A paper published in the Journal of the ACM looked at the implications of this change in the architecture of a data center. The authors enumerated differing systems that can take advantage of SCM characteristics to do more beyond just throwing faster memory at the problem.
How to Balance I/O
One of the first options is balanced systems. They address capacity shortfalls and other bottlenecks caused by the presence of SCMs. This would mean that sufficient CPU cores should be present, and the network needs to provide enough connectivity between CPUs and storage for the data to be served out of that storage at full capacity.
By replacing a slow disk with faster SCMs, the performance bottleneck is just shifted. Eliminating the bottlenecks with balance deals with the logjams wherever they may occur. TritonSort is one example of this kind of system.
The second type of system is contention-free I/O-centric scheduling. It allows multiple CPUs to access a single SCM without serializing accesses across all the CPUs present in the data center. Recent research on mTCP described how this approach might be done.

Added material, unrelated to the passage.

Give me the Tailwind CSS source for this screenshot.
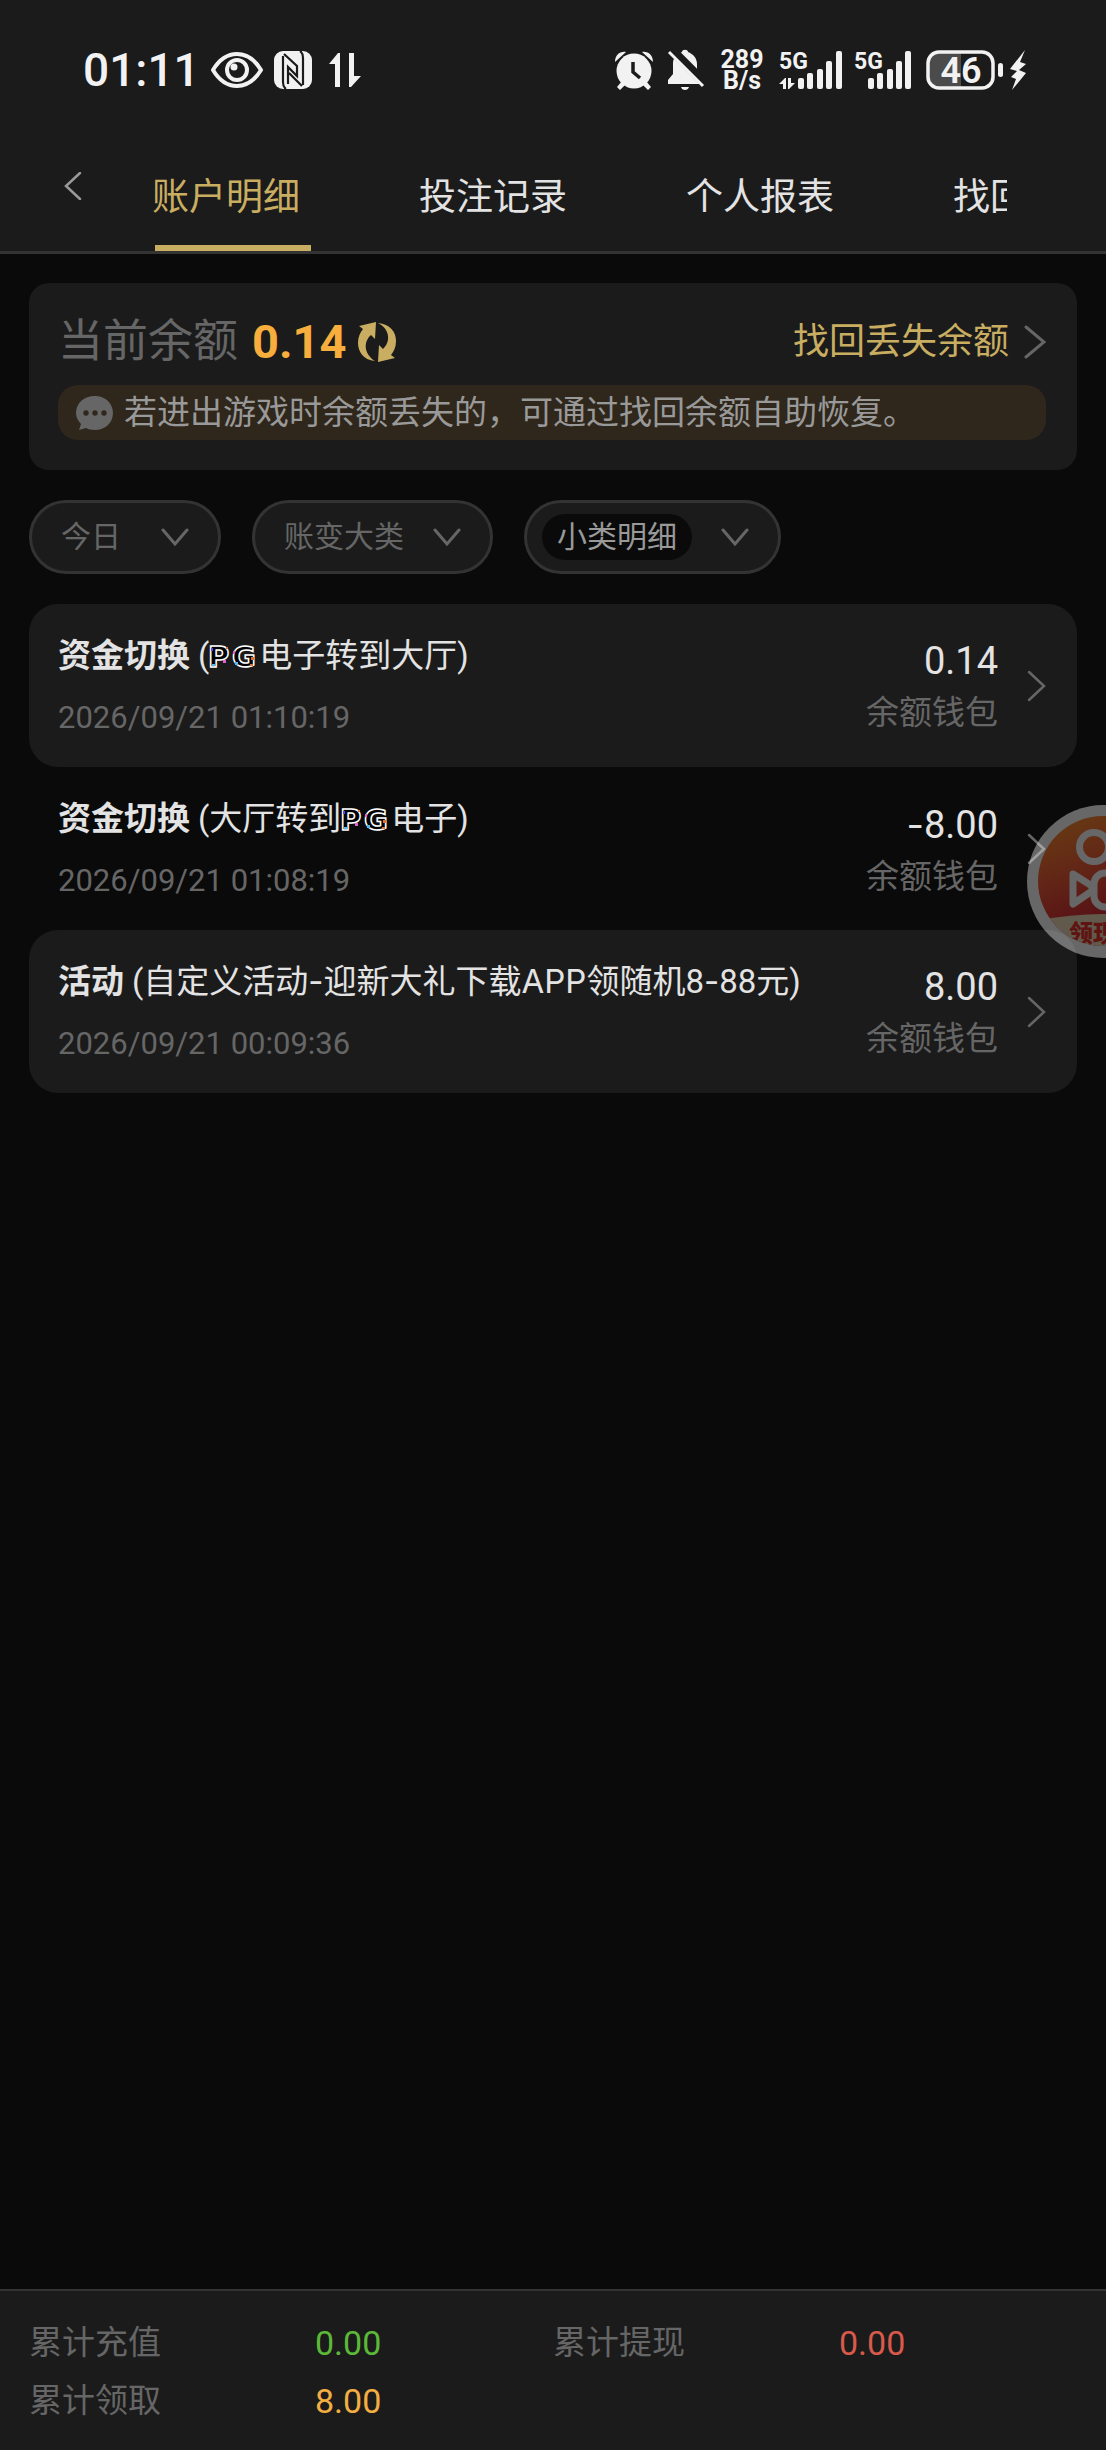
<!DOCTYPE html>
<html lang="zh-CN">
<head>
<meta charset="utf-8">
<meta name="viewport" content="width=device-width, initial-scale=1">
<title>账户明细</title>
<script src="https://cdn.jsdelivr.net/npm/@tailwindcss/browser@4"></script>
</head>
<body class="bg-[#0a0a0a]">
<div class="relative flex min-h-screen flex-col overflow-hidden bg-[#0a0a0a] font-['Roboto','Noto_Sans_CJK_SC',sans-serif] text-[#e3e3e3]">

  <header class="border-b-3 border-[#333333] bg-[#1b1b1b]">
    <!-- Status bar -->
    <div class="flex h-[120px] items-center justify-between pt-[20px] pr-[79px] pl-[83px] text-[#f2f2f2]">
      <div class="flex items-center">
        <span class="w-[128px] text-[46px] leading-[48px] font-medium">01:11</span>
        <svg class="h-[38px] w-[52px]" viewBox="0 0 52 38" fill="none" stroke="currentColor">
          <path d="M2 19C8 9 16 3 26 3s18 6 24 16c-6 10-14 16-24 16S8 29 2 19z" stroke-width="4"/>
          <circle cx="26" cy="19" r="10" stroke-width="4"/>
          <circle cx="23" cy="16" r="3.5" fill="currentColor" stroke="none"/>
        </svg>
        <svg class="ml-[11px] h-[38px] w-[38px]" viewBox="0 0 38 38">
          <rect width="38" height="38" rx="9" fill="currentColor"/>
          <path d="M12 38C9 36 9 34 9 31V5M10 3l13 12v10L14 16v17M26 0c3 2 3 4 3 7v27M28 35L15 22" fill="none" stroke="#1b1b1b" stroke-width="2.200"/>
        </svg>
        <svg class="ml-[17px] h-[36px] w-[32px]" viewBox="0 0 32 36" fill="currentColor">
          <path d="M11 35H6V12H0L9 1h2zM20 1h5v23h7L22 35h-2z"/>
        </svg>
      </div>
      <div class="flex items-center">
        <svg class="h-[40px] w-[38px]" viewBox="0 0 38 40">
          <g fill="currentColor"><circle cx="19" cy="21" r="17.500"/><path d="M7 31l-5 6 3 3 6-6zM31 31l5 6-3 3-6-6zM0 12C0 5 5 1 11 2zM38 12C38 5 33 1 27 2z"/></g>
          <path d="M18 12v10l7 6" fill="none" stroke="#1b1b1b" stroke-width="3.500"/>
        </svg>
        <svg class="ml-[14px] h-[42px] w-[38px]" viewBox="0 0 38 42">
          <g fill="currentColor"><path d="M15 3c0-3 6-3 6 0 5 2 9 6 9 12v10l5 6v4H1v-4l5-6V14c0-5 4-9 9-11zM14 38h8c-1 4-7 4-8 0z"/></g>
          <path d="M4 0l35 35" stroke="#1b1b1b" stroke-width="9"/>
          <path d="M2 3l34 34" stroke="currentColor" stroke-width="3"/>
        </svg>
        <div class="ml-[14px] flex w-[46px] flex-col text-center text-[25px] leading-[21px] font-bold"><span>289</span><span>B/s</span></div>
        <svg class="ml-[14px] h-[40px] w-[64px] overflow-visible" viewBox="0 0 64 40" fill="currentColor">
          <text x="0" y="19" font-size="23" font-weight="700">5G</text>
          <path d="M7 39H4v-5H0l6-6h1zM9 28h3v5h4l-6 6H9z"/>
          <rect x="19" y="28" width="6" height="11" rx="2"/><rect x="28" y="23" width="6" height="16" rx="2"/><rect x="38" y="19" width="6" height="20" rx="2"/><rect x="47" y="11" width="6" height="28" rx="2"/><rect x="57" y="1" width="6" height="38" rx="2"/>
        </svg>
        <svg class="ml-[11px] h-[40px] w-[59px] overflow-visible" viewBox="0 0 59 40" fill="currentColor">
          <text x="0" y="19" font-size="23" font-weight="700">5G</text>
          <rect x="14" y="28" width="6" height="11" rx="2"/><rect x="23" y="23" width="6" height="16" rx="2"/><rect x="33" y="19" width="6" height="20" rx="2"/><rect x="42" y="11" width="6" height="28" rx="2"/><rect x="51" y="1" width="6" height="38" rx="2"/>
        </svg>
        <svg class="ml-[13px] h-[40px] w-[78px] overflow-visible" viewBox="0 0 78 40" fill="currentColor">
          <path d="M35 3v34H14C7 37 3 33 3 26V14C3 7 7 3 14 3z" fill="#4b4b4b"/>
          <rect x="2" y="2" width="65" height="36" rx="11" fill="none" stroke="currentColor" stroke-width="3.500"/>
          <rect x="72" y="13" width="5" height="14" rx="2.500"/>
          <text x="35" y="33" font-size="36" font-weight="600" text-anchor="middle">46</text>
        </svg>
        <svg class="ml-[6px] h-[40px] w-[17px]" viewBox="0 0 17 40" fill="currentColor"><path d="M15 0L0 19l7 2-6 6 5 2L2 40l14-17-7-3 7-6-6-2z"/></svg>
      </div>
    </div>
    <!-- Tabs -->
    <div class="flex h-[131px] pr-[99px]">
      <button type="button" aria-label="返回" class="flex w-[152px] shrink-0 items-center pl-[64px] text-[#999999]">
        <svg class="h-[28px] w-[18px]" viewBox="0 0 18 28" fill="none" stroke="currentColor" stroke-width="2.500" stroke-linecap="round"><path d="M16 1L2 14l14 13"/></svg>
      </button>
      <nav class="flex flex-1 gap-[119px] overflow-hidden text-[37px] leading-[48px] whitespace-nowrap">
        <a href="#" aria-current="page" class="relative flex shrink-0 items-center pt-[24px] text-[#c9ae62]">账户明细<span class="absolute bottom-0 left-[3px] h-[6px] w-[156px] bg-[#c9ae62]"></span></a>
        <a href="#" class="flex shrink-0 items-center pt-[24px]">投注记录</a>
        <a href="#" class="flex shrink-0 items-center pt-[24px]">个人报表</a>
        <a href="#" class="flex shrink-0 items-center pt-[24px]">找回余额</a>
      </nav>
    </div>
  </header>

  <main class="flex flex-col gap-[30px] p-[29px]">
    <!-- Balance -->
    <section class="rounded-[20px] bg-[#1b1b1b] pt-[30px] pr-[31px] pb-[30px] pl-[29px]">
      <div class="flex h-[58px] items-center">
        <h1 class="text-[45px] leading-[58px] text-[#666666]">当前余额</h1>
        <span class="ml-[14px] text-[47px] leading-[58px] font-bold text-[#f7ae3d]">0.14</span>
        <button type="button" aria-label="刷新余额" class="ml-[11px] text-[#c9ae62]">
          <svg class="h-[40px] w-[38px]" viewBox="0 0 38 40" fill="currentColor">
            <path d="M18 0l-1 17-4-4C5 20 6 32 17 39 5 38 0 29 0 21 0 15 2 11 5 7L1 4z"/>
            <path d="M20 40l1-17 4 4c8-7 7-20-5-26 12 1 18 9 18 18 0 6-2 10-5 14l4 3z"/>
          </svg>
        </button>
        <a href="#" class="ml-auto flex items-center gap-[15px] text-[36px] leading-[48px] text-[#c9ae62]">找回丢失余额
          <svg class="h-[34px] w-[22px] text-[#666666]" viewBox="0 0 22 34" fill="none" stroke="currentColor" stroke-width="3" stroke-linecap="round"><path d="M2 2l18 15L2 32"/></svg>
        </a>
      </div>
      <p class="mt-[14px] flex h-[55px] items-center rounded-[20px] bg-[#2f271b] pl-[18px] text-[33px] leading-[48px] text-[#999999]">
        <svg class="mr-[11px] h-[34px] w-[37px] shrink-0" viewBox="0 0 37 34"><path d="M19 0c10 0 18 7 18 17s-8 17-18 17c-4 0-7-1-9-2l-7 2 2-6C2 25 0 21 0 17 0 7 8 0 19 0z" fill="#666666"/><g fill="#2f271b"><circle cx="10" cy="17" r="2.700"/><circle cx="19" cy="17" r="2.700"/><circle cx="28" cy="17" r="2.700"/></g></svg>
        若进出游戏时余额丢失的，可通过找回余额自助恢复。
      </p>
    </section>

    <!-- Filters -->
    <div class="flex gap-[31px] text-[30px] leading-[46px] text-[#666666]">
      <button type="button" class="flex h-[74px] w-[192px] items-center justify-between rounded-[37px] border-3 border-[#333333] bg-[#1b1b1b] pr-[29px] pl-[29px]">今日
        <svg class="h-[18px] w-[28px]" viewBox="0 0 28 18" fill="none" stroke="currentColor" stroke-width="3" stroke-linecap="round"><path d="M2 2l12 14L26 2"/></svg></button>
      <button type="button" class="flex h-[74px] w-[241px] items-center justify-between rounded-[37px] border-3 border-[#333333] bg-[#1b1b1b] pr-[29px] pl-[29px]">账变大类
        <svg class="h-[18px] w-[28px]" viewBox="0 0 28 18" fill="none" stroke="currentColor" stroke-width="3" stroke-linecap="round"><path d="M2 2l12 14L26 2"/></svg></button>
      <button type="button" class="flex h-[74px] w-[257px] items-center justify-between rounded-[37px] border-3 border-[#333333] bg-[#1b1b1b] pr-[29px] pl-[15px]"><span class="rounded-[23px] bg-[#0a0a0a] px-[15px] text-[#999999]">小类明细</span>
        <svg class="h-[18px] w-[28px]" viewBox="0 0 28 18" fill="none" stroke="currentColor" stroke-width="3" stroke-linecap="round"><path d="M2 2l12 14L26 2"/></svg></button>
    </div>

    <!-- Records -->
    <ul class="flex flex-col">
      <li>
        <a href="#" class="flex h-[163px] items-center rounded-[29px] bg-[#1b1b1b] pr-[31px] pl-[29px]">
          <div class="flex flex-1 flex-col gap-[14px] pt-[2px]">
            <div class="flex items-center text-[33px] leading-[48px]"><b class="mr-[8px]">资金切换</b>(<svg class="mr-[2px] h-[26px] w-[48px] overflow-visible font-['DejaVu_Sans']" viewBox="0 0 48 26" role="img" aria-label="PG" fill="#000" stroke="#fff" stroke-width="1.500" font-size="29" font-weight="700"><text x="-1" y="24">P</text><text x="23" y="24">G</text><g stroke="none"><path d="M2 5h2v3H2z" fill="#6a3de8"/><path d="M14 17h3v3h-3zM24 8h2v3h-2z" fill="#e060d8"/><path d="M42 14h3v3h-3zM41 21h3v2h-3zM17 4h2v2h-2z" fill="#e0703a"/><path d="M3 21h3v2H3zM26 19h3v3h-3z" fill="#58b8e8"/></g></svg>电子转到大厅)</div>
            <time class="text-[31px] leading-[48px] text-[#666666]">2026/09/21 01:10:19</time>
          </div>
          <div class="flex flex-col pt-[3px] text-right">
            <span class="text-[38px] leading-[52px]">0.14</span>
            <span class="text-[33px] leading-[52px] text-[#666666]">余额钱包</span>
          </div>
          <svg class="ml-[29px] h-[32px] w-[19px] text-[#666666]" viewBox="0 0 19 32" fill="none" stroke="currentColor" stroke-width="2.500" stroke-linecap="round"><path d="M2 2l15 14L2 30"/></svg>
        </a>
      </li>
      <li>
        <a href="#" class="flex h-[163px] items-center rounded-[29px] pr-[31px] pl-[29px]">
          <div class="flex flex-1 flex-col gap-[14px] pt-[2px]">
            <div class="flex items-center text-[33px] leading-[48px]"><b class="mr-[8px]">资金切换</b>(大厅转到<svg class="mr-[2px] h-[26px] w-[48px] overflow-visible font-['DejaVu_Sans']" viewBox="0 0 48 26" role="img" aria-label="PG" fill="#000" stroke="#fff" stroke-width="1.500" font-size="29" font-weight="700"><text x="-1" y="24">P</text><text x="23" y="24">G</text><g stroke="none"><path d="M2 5h2v3H2z" fill="#6a3de8"/><path d="M14 17h3v3h-3zM24 8h2v3h-2z" fill="#e060d8"/><path d="M42 14h3v3h-3zM41 21h3v2h-3zM17 4h2v2h-2z" fill="#e0703a"/><path d="M3 21h3v2H3zM26 19h3v3h-3z" fill="#58b8e8"/></g></svg>电子)</div>
            <time class="text-[31px] leading-[48px] text-[#666666]">2026/09/21 01:08:19</time>
          </div>
          <div class="flex flex-col pt-[3px] text-right">
            <span class="text-[38px] leading-[52px]"><span class="font-['Inter']">-</span>8.00</span>
            <span class="text-[33px] leading-[52px] text-[#666666]">余额钱包</span>
          </div>
          <svg class="ml-[29px] h-[32px] w-[19px] text-[#666666]" viewBox="0 0 19 32" fill="none" stroke="currentColor" stroke-width="2.500" stroke-linecap="round"><path d="M2 2l15 14L2 30"/></svg>
        </a>
      </li>
      <li>
        <a href="#" class="flex h-[163px] items-center rounded-[29px] bg-[#1b1b1b] pr-[31px] pl-[29px]">
          <div class="flex flex-1 flex-col gap-[14px] pt-[2px]">
            <div class="text-[33px] leading-[48px]"><b class="mr-[8px]">活动</b>(自定义活动<span class="font-['Inter']">-</span>迎新大礼下载<span class="font-['Inter']">APP</span>领随机8<span class="font-['Inter']">-</span>88元)</div>
            <time class="text-[31px] leading-[48px] text-[#666666]">2026/09/21 00:09:36</time>
          </div>
          <div class="flex flex-col pt-[3px] text-right">
            <span class="text-[38px] leading-[52px]">8.00</span>
            <span class="text-[33px] leading-[52px] text-[#666666]">余额钱包</span>
          </div>
          <svg class="ml-[29px] h-[32px] w-[19px] text-[#666666]" viewBox="0 0 19 32" fill="none" stroke="currentColor" stroke-width="2.500" stroke-linecap="round"><path d="M2 2l15 14L2 30"/></svg>
        </a>
      </li>
    </ul>
  </main>

  <!-- Totals -->
  <footer class="mt-auto border-t-2 border-[#333333] bg-[#1b1b1b] px-[29px] pt-[23px] pb-[20px]">
    <dl class="grid grid-cols-2 text-[33px] leading-[58px]">
      <div class="flex"><dt class="w-[286px] text-[#666666]">累计充值</dt><dd class="text-[34px] text-[#5cb838]">0.00</dd></div>
      <div class="flex"><dt class="w-[286px] text-[#666666]">累计提现</dt><dd class="text-[34px] text-[#d9594a]">0.00</dd></div>
      <div class="flex"><dt class="w-[286px] text-[#666666]">累计领取</dt><dd class="text-[34px] text-[#f2ae42]">8.00</dd></div>
    </dl>
  </footer>

  <!-- Floating promo badge -->
  <button type="button" aria-label="领现金" class="absolute top-[805px] -right-[74px] opacity-38">
    <svg class="h-[153px] w-[153px]" viewBox="0 0 153 153">
      <defs>
        <linearGradient id="promo" x1="0.1" y1="0" x2="0.4" y2="0.75"><stop offset="0" stop-color="#ff9a20"/><stop offset="0.5" stop-color="#f5602a"/><stop offset="1" stop-color="#d81f2a"/></linearGradient>
        <clipPath id="disc"><circle cx="76" cy="76" r="65"/></clipPath>
      </defs>
      <circle cx="76.500" cy="76.500" r="76.500" fill="#fff"/>
      <g clip-path="url(#disc)">
        <rect width="153" height="153" fill="url(#promo)"/>
        <path d="M0 118Q76 100 153 118V153H0z" fill="#efdcb8"/>
        <text x="42" y="137" font-size="24" font-weight="900" fill="#e8281e">领现金</text>
      </g>
      <g fill="none" stroke="#fff" stroke-width="7" stroke-linejoin="round">
        <circle cx="67" cy="42" r="14.500"/><circle cx="98" cy="44" r="11"/>
        <rect x="67" y="68" width="44" height="34" rx="11"/>
        <path d="M46 69l19 12v5L46 99z"/>
      </g>
    </svg>
  </button>
</div>
</body>
</html>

Horizontal scaling and placement awareness distributes data across the cluster and proactively moves it for better load balancing. Higher-speed SCM can cache data from lower-speed sources, changing as the workflow progresses. While distributed storage systems have dealt with the same issues, SCM makes it more acute.
Organizations may also use workload-aware storage tiering, which works with accesses done locally to balance performance, capacity and cost requirements.
It Comes Down to the Storage Mix
All these techniques share the common goal of rebalancing workloads from the older timing models. SCMs are here to stay, and experts believe it will only increase in performance in the future.
The challenge of rethinking how a data center functions is inextricably bound to the use of new technologies that aim to improve how real-world computing gets done.